Ali, of course, needs no real introduction. He is one of the region’s most awarded directors, with a D&AD yellow pencil for direction and a gold Lion at Cannes to his name. For him, the model supplied by the likes of MJZ and Stink – where directors are associated with specific production companies – is the answer to a flawed regional production industry. It is the model followed by Good People.

Has it worked?

“All things considered, I can honestly say we had a great first year,” replies Ali. “I read once – and no I don’t read business journals – that 90 per cent of start-ups fail in their first year. So the fact that we’re still around is in itself great news. A lot has happened since last year. For one, we’ve founded solid long-term relations with several agencies across the region, and we’ve found ourselves a great office space in Beirut and spent all our money fixing it up. We’re about to launch our Cairo office and hopefully Dubai by the end of the year. But most importantly, we started Good People to do great work. That was our one, single-minded mission for year one. And when I look back at our showreel today, I think we’ve achieved that.”

The idea of a director-based production house is new for the region and has not been without its challenges, not least the resistance from both agencies and fellow production houses. And yet Good People is in talks with Stink for representation and partnership in the Middle East and is looking to sign new directors, including Nadine Labaki. Despite her long retreat into feature films, Ali believes her be one of the smartest and strongest directors out there.

“As with any new idea, we faced resistance, but that’s not to say the idea is not correct,” he says. “For if it is the proven working model the world over, there is no reason why it shouldn’t work here. Agencies and agency producers are also still not quite used to the model, but I’m sure that with time this model will prove to be the way forward and other production houses will start to slowly but surely convert to this model. For without directors to guarantee and maintain a certain quality of work, a production house has no real standard or measure, and cannot claim to be a brand.”

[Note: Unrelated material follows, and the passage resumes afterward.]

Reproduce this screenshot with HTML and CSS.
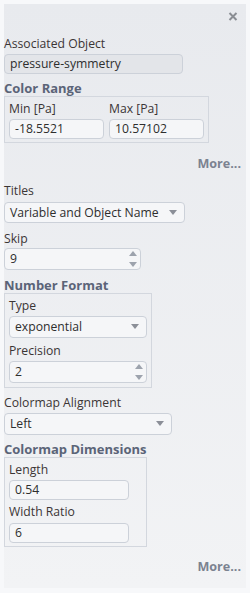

The relationship between production houses, creative directors and film directors, of course, can be a fickle and testing one. Is it the responsibility of a director to re-work an agency’s original creative concept? If it is, won’t the end result bare no resemblance to the original idea? How much control should a director or a company such as Good People have over the creative idea? It’s an issue that Ali has faced in the past.

“Our motto is ‘we fix it, we shoot it’,” he replies. “We try to improve the work, but not change it. If the concept changes, creative directors would lose ownership, and that’s not our job as directors. Our job is to take the idea and make it better; give it the best execution it can possibly have. If it’s in a living room and it needs to be in a 1980s diner with an old bitchy waitress, that’s our job. In short, we push as far and as hard as we can without changing things.”

Ali’s partners include Maged Nassar, his long-time creative buddy, and Mohamed El Zayat, Tameem Younes and Argyris Papadimitropoulos. Together with producers Michel Abou Zeid and Cynthia Chammas they face the same challenges posed by the wider industry as other production houses.

“As an industry our biggest challenge is – and still remains to be – the bidding process, and the constant budget cutting,” he says. “Unfortunately we still find ourselves shooting projects for half their true budget, and we are constantly being forced to drop budgets in order to win a three-way bid – a model that was introduced by Procter & Gamble to shoot two mothers discussing detergent on a kitchen table. More often than not the work suffers. Just to give you an idea, we just shot du with Leo Burnett Dubai, which is our biggest film this year (written and directed by Maged and myself), on an extremely tight budget. Less than half the budget we had in 2014.”

He adds: “We have focused on the work. We wanted the work to prove the naysayers wrong. And there were many. Which made each job this year harder than any we’ve done before. For there is no better measure of a production house then the work they do.”